Meriden girls protest climate change

Concerned about the effects of climate change, students from Meriden in Sydney have protested climate change through positive action.

Meriden students are concerned about the effects of climate change and are passionately engaged in environmental activism, starting in their own backyards. In lieu of attending the recent student protests that took place on Friday 20 September 2019, Meriden House Officers ran the “Plant a Pledge”, their own initiative which they hope will communicate that it is everyone’s responsibility to make positive changes that will allow their generation to inherit a healthy Earth.

Natasha Nguyen, Year 11 student and House Officer, said Brydie Arkell and Madeleine Whip came up with the idea during a House Officer’s meeting.

“We want to experience the same beautiful earth our parents and grandparents did but due to climate change, this is becoming less likely. We’re keen to take strong action because now is the only time we have to reverse the problems humans have created: by the time we are adults, it’ll be too late,” she said.

Plant a Pledge encourages Meriden girls to bring to school containers that they would normally throw in the bin, so they can be re-used as pots.

Meriden climate change

“At lunchtime on Friday, we are providing soil and seeds, so the girls can take their containers home and continue to care for their plants. We are also encouraging each girl to write a personal pledge on the side of her container which will be something she can do in her everyday life to make our Earth a little greener, such as taking the bus to school rather than driving or reducing shower times by a few minutes,” Natasha added.

“It is through action that we feel can make a real, lasting impact by increasing the number of plants in our environment, which helps keep our air healthy and through the long-term reminder to the girls to make an effort to live in an ecologically sustainable way.

She added that Meriden girls are concerned about the destruction of the natural environment but also the impact of a damaged environment on the wellbeing of people, particularly those of low socioeconomic status.

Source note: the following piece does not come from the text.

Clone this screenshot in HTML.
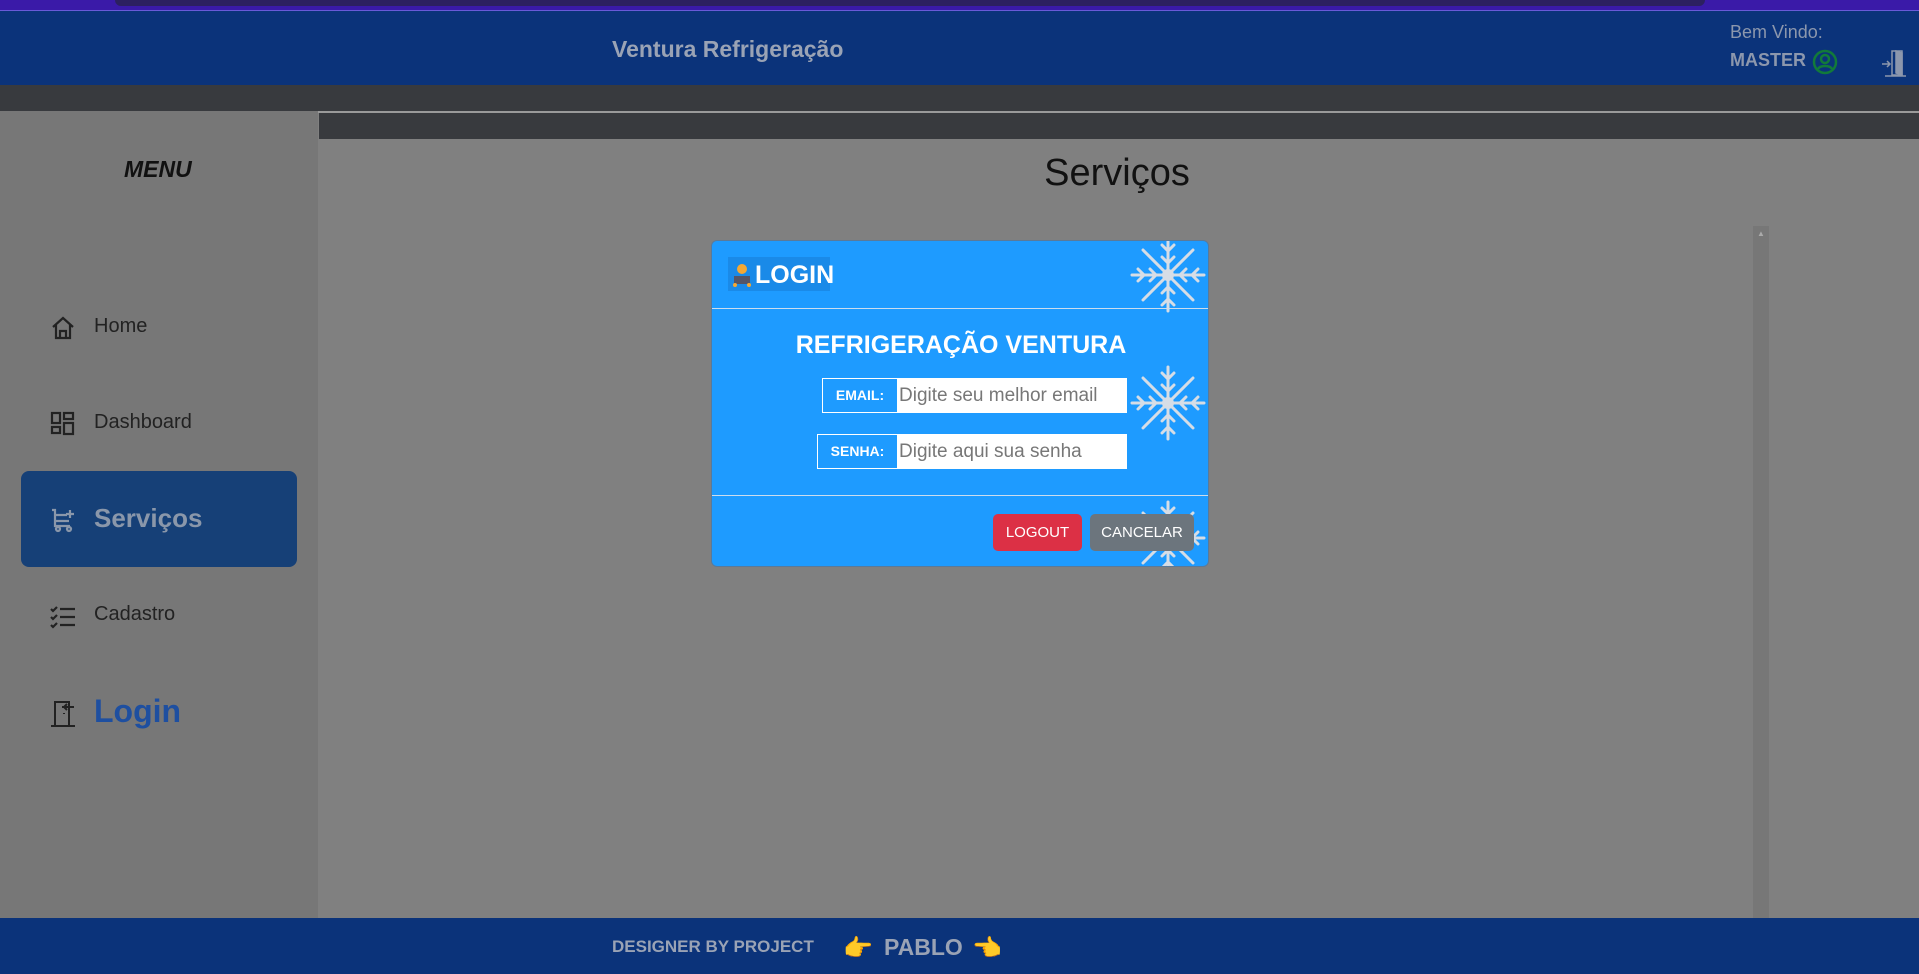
<!DOCTYPE html>
<html><head><meta charset="utf-8">
<style>
*{margin:0;padding:0;box-sizing:border-box}
body{width:1919px;height:974px;overflow:hidden;position:relative;background:#808080;font-family:"Liberation Sans","DejaVu Sans",sans-serif}
.a{position:absolute}
</style></head><body>
<div class="a" style="left:0;top:0;width:1919px;height:10px;background:#3a1aa8"></div>
<div class="a" style="left:115px;top:0;width:1590px;height:6px;background:#2c2060;border-radius:0 0 12px 12px"></div>
<div class="a" style="left:0;top:10px;width:1919px;height:75px;background:#0b337a;border-top:1px solid #6a5ad8"></div>
<div class="a" style="left:612px;top:36px;font-size:23px;font-weight:bold;color:#9aa3b5">Ventura Refrigeração</div>
<div class="a" style="left:1730px;top:22px;font-size:18px;color:#8c97ad">Bem Vindo:</div>
<div class="a" style="left:1730px;top:50px;font-size:18px;font-weight:bold;color:#8c97ad">MASTER</div>
<svg class="a" style="left:1812px;top:49px" width="26" height="26" viewBox="0 0 26 26" fill="none" stroke="#127a3a" stroke-width="2.5"><circle cx="13" cy="13" r="11"/><circle cx="13" cy="10" r="4"/><path d="M6 20c2-4 12-4 14 0"/></svg>
<svg class="a" style="left:1880px;top:48px" width="28" height="30" viewBox="0 0 28 30" fill="none" stroke="#8c97ad" stroke-width="1.5"><path d="M12 3h10v24H12z"/><path d="M16 3l6 2v22l-6-2z" fill="#8c97ad"/><path d="M2 16h8M7 13l3 3-3 3M5 28h21"/></svg>
<div class="a" style="left:0;top:85px;width:1919px;height:26px;background:#383a3e"></div>
<div class="a" style="left:0;top:111px;width:318px;height:807px;background:#777"></div>
<div class="a" style="left:318px;top:111px;width:1601px;height:2px;background:#9a9a9a"></div>
<div class="a" style="left:319px;top:113px;width:1600px;height:26px;background:#383a3e"></div>
<div class="a" style="left:124px;top:156px;font-size:23px;font-weight:bold;font-style:italic;color:#111">MENU</div>
<svg class="a" style="left:50px;top:315px" width="26" height="26" viewBox="0 0 26 26" fill="none" stroke="#222" stroke-width="2.2"><path d="M3 12L13 3l10 9M6 10v13h14V10M10 23v-7h6v7"/></svg>
<div class="a" style="left:94px;top:315px;font-size:20px;color:#222">Home</div>
<svg class="a" style="left:50px;top:411px" width="25" height="25" viewBox="0 0 25 25" fill="none" stroke="#222" stroke-width="2.2"><rect x="2" y="2" width="8" height="10"/><rect x="2" y="16" width="8" height="6"/><rect x="14" y="2" width="9" height="6"/><rect x="14" y="12" width="9" height="11"/></svg>
<div class="a" style="left:94px;top:411px;font-size:20px;color:#222">Dashboard</div>
<div class="a" style="left:21px;top:471px;width:276px;height:96px;background:#164077;border-radius:8px"></div>
<svg class="a" style="left:50px;top:507px" width="26" height="26" viewBox="0 0 26 26" fill="none" stroke="#8a97aa" stroke-width="2.2"><path d="M2 3h3v16h15M5 8h12M5 14h14M20 3v8M16 7h8"/><circle cx="8" cy="22" r="2"/><circle cx="19" cy="22" r="2"/></svg>
<div class="a" style="left:94px;top:503px;font-size:26px;font-weight:bold;color:#8a97aa">Serviços</div>
<svg class="a" style="left:50px;top:605px" width="26" height="24" viewBox="0 0 26 24" fill="none" stroke="#222" stroke-width="2.2"><path d="M1 4l2 2 4-4M1 12l2 2 4-4M1 20l2 2 4-4M10 4h15M10 12h15M10 20h15"/></svg>
<div class="a" style="left:94px;top:603px;font-size:20px;color:#222">Cadastro</div>
<svg class="a" style="left:50px;top:699px" width="27" height="28" viewBox="0 0 27 28" fill="none" stroke="#222" stroke-width="2"><path d="M1 27h24M5 27V3h14v24M14 14v1M12 8h12M17 5l-3 3 3 3"/></svg>
<div class="a" style="left:94px;top:693px;font-size:32px;font-weight:bold;color:#1e4fa0">Login</div>
<div class="a" style="left:1000px;top:152px;width:234px;text-align:center;font-size:38px;color:#111">Serviços</div>
<div class="a" style="left:1753px;top:226px;width:16px;height:692px;background:#777"></div>
<div class="a" style="left:1757px;top:229px;font-size:8px;color:#aaa">▲</div>
<div class="a" style="left:711px;top:240px;width:498px;height:327px;background:#1e9bff;border-radius:6px;border:1px solid #5a7a9a;overflow:hidden">
 <div class="a" style="left:16px;top:16px;width:102px;height:34px;background:#1a8ae8"></div>
 <svg class="a" style="left:20px;top:22px" width="20" height="26" viewBox="0 0 20 26"><circle cx="10" cy="6" r="5" fill="#f5a833"/><rect x="2" y="13" width="16" height="8" fill="#556"/><circle cx="3" cy="22" r="2" fill="#f5a833"/><circle cx="17" cy="22" r="2" fill="#f5a833"/></svg>
 <div class="a" style="left:43px;top:20px;font-size:25px;font-weight:bold;color:#fff">LOGIN</div>
 <div class="a" style="left:0;top:67px;width:498px;height:1px;background:#cde"></div>
 <div class="a" style="left:0;top:90px;width:498px;text-align:center;font-size:25px;font-weight:bold;color:#fff">REFRIGERAÇÃO VENTURA</div>
 <div class="a" style="left:110px;top:137px;width:305px;height:35px;border:1px solid #fff;background:#1e9bff">
  <div class="a" style="left:0;top:0;width:74px;height:33px;line-height:33px;text-align:center;font-size:14px;font-weight:bold;color:#fff">EMAIL:</div>
  <div class="a" style="left:74px;top:0;width:229px;height:33px;background:#fff;line-height:33px;padding-left:2px;font-size:19px;color:#777">Digite seu melhor email</div>
 </div>
 <div class="a" style="left:105px;top:193px;width:310px;height:35px;border:1px solid #fff;background:#1e9bff">
  <div class="a" style="left:0;top:0;width:79px;height:33px;line-height:33px;text-align:center;font-size:14px;font-weight:bold;color:#fff">SENHA:</div>
  <div class="a" style="left:79px;top:0;width:229px;height:33px;background:#fff;line-height:33px;padding-left:2px;font-size:19px;color:#777">Digite aqui sua senha</div>
 </div>
 <div class="a" style="left:0;top:254px;width:498px;height:1px;background:#cde"></div>
 <svg class="a" style="left:418px;top:0" width="80" height="327" viewBox="0 0 80 327" fill="none" stroke="#d6dde6" stroke-width="3" stroke-linecap="round">
  <defs><g id="f"><path d="M0-36V36M-36 0H36M-25-25L25 25M-25 25L25-25"/><path d="M-6-30L0-24L6-30M-6 30L0 24L6 30M-30-6L-24 0L-30 6M30-6L24 0L30 6M-6-18L0-12L6-18M-6 18L0 12L6 18M-18-6L-12 0L-18 6M18-6L12 0L18 6"/><circle r="6" fill="#d6dde6" stroke="none"/></g></defs>
  <use href="#f" x="38" y="34"/><use href="#f" x="38" y="162"/><use href="#f" x="38" y="297"/>
 </svg>
 <div class="a" style="left:281px;top:273px;width:89px;height:37px;background:#dc3045;border-radius:5px;color:#fff;font-size:15px;line-height:37px;text-align:center">LOGOUT</div>
 <div class="a" style="left:378px;top:273px;width:104px;height:37px;background:#6c757d;border-radius:5px;color:#fff;font-size:15px;line-height:37px;text-align:center">CANCELAR</div>
</div>
<div class="a" style="left:0;top:918px;width:1919px;height:56px;background:#0b337a"></div>
<div class="a" style="left:612px;top:937px;font-size:17px;font-weight:bold;color:#9aa3b5">DESIGNER BY PROJECT</div>
<div class="a" style="left:843px;top:934px;font-size:24px;color:#5a3a20">👉</div>
<div class="a" style="left:884px;top:934px;font-size:23px;font-weight:bold;color:#9aa3b5">PABLO</div>
<div class="a" style="left:972px;top:934px;font-size:24px;color:#5a3a20">👈</div>
</body></html>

“Over the past 100 years, we’ve seen the gap between the rich and the poor widen, both economically and in terms of mortality and we can widely attribute this to a decline in the health of the environment,” Natasha said.

“I want to be able to raise my children on a planet where they can drink clean water, visit parks with great biodiversity and breathe clean air. This is only a possibility if we listen to the advice of environmental scientists, only then can lasting change be implemented. Each of us can make a difference,” she said.